COLLECTED MATERIAL ::
▼

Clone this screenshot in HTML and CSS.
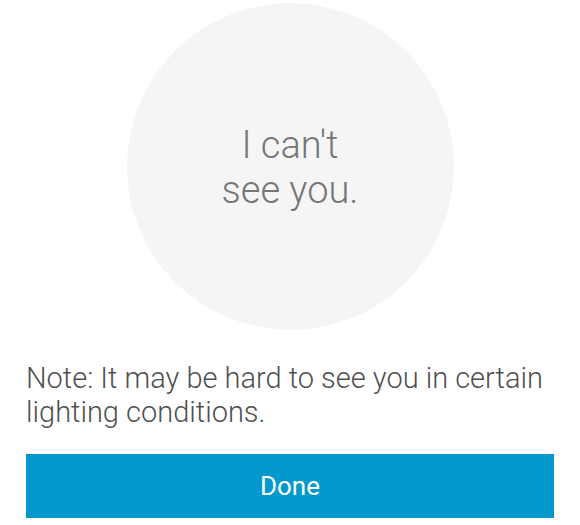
FILE: index.html
```html
<!DOCTYPE html>
<html>
<head>
<meta charset="utf-8">
<link rel="stylesheet" href="styles.css">
</head>
<body>
<div class="screen">
  <div class="circle">
    <div class="circle-text">I can't<br>see you.</div>
  </div>
  <p class="note">Note: It may be hard to see you in certain lighting conditions.</p>
  <button class="done">Done</button>
</div>
</body>
</html>
```
FILE: styles.css
```css
html, body {
  margin: 0;
  padding: 0;
  background: #ffffff;
}
.screen {
  width: 580px;
  height: 525px;
  box-sizing: border-box;
  padding: 3px 26px 0 26px;
  display: flex;
  flex-direction: column;
  font-family: Roboto, "Liberation Sans", sans-serif;
}
.circle {
  width: 327px;
  height: 327px;
  border-radius: 50%;
  background: #f5f5f5;
  align-self: center;
  display: flex;
  align-items: center;
  justify-content: center;
}
.circle-text {
  font-weight: 300;
  font-size: 38px;
  line-height: 45px;
  color: #777777;
  text-align: center;
  margin-top: 3px;
}
.note {
  margin: 31px 0 0 0;
  font-weight: 300;
  font-size: 29px;
  line-height: 34px;
  color: #505050;
}
.done {
  margin-top: 25px;
  height: 64px;
  width: 100%;
  border: none;
  background: #0399cc;
  color: #ffffff;
  font-family: Roboto, "Liberation Sans", sans-serif;
  font-size: 26px;
  font-weight: 400;
  padding: 0;
}
```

▲

YOUR INSTRUCTIONS ::
Reproduce the data above in full, exactly as it is, with the pictures left out.

EXERCISE RESULT ::
Clone this screenshot in HTML and CSS.
FILE: index.html
```html
<!DOCTYPE html>
<html>
<head>
<meta charset="utf-8">
<link rel="stylesheet" href="styles.css">
</head>
<body>
<div class="screen">
  <div class="circle">
    <div class="circle-text">I can't<br>see you.</div>
  </div>
  <p class="note">Note: It may be hard to see you in certain lighting conditions.</p>
  <button class="done">Done</button>
</div>
</body>
</html>
```
FILE: styles.css
```css
html, body {
  margin: 0;
  padding: 0;
  background: #ffffff;
}
.screen {
  width: 580px;
  height: 525px;
  box-sizing: border-box;
  padding: 3px 26px 0 26px;
  display: flex;
  flex-direction: column;
  font-family: Roboto, "Liberation Sans", sans-serif;
}
.circle {
  width: 327px;
  height: 327px;
  border-radius: 50%;
  background: #f5f5f5;
  align-self: center;
  display: flex;
  align-items: center;
  justify-content: center;
}
.circle-text {
  font-weight: 300;
  font-size: 38px;
  line-height: 45px;
  color: #777777;
  text-align: center;
  margin-top: 3px;
}
.note {
  margin: 31px 0 0 0;
  font-weight: 300;
  font-size: 29px;
  line-height: 34px;
  color: #505050;
}
.done {
  margin-top: 25px;
  height: 64px;
  width: 100%;
  border: none;
  background: #0399cc;
  color: #ffffff;
  font-family: Roboto, "Liberation Sans", sans-serif;
  font-size: 26px;
  font-weight: 400;
  padding: 0;
}
```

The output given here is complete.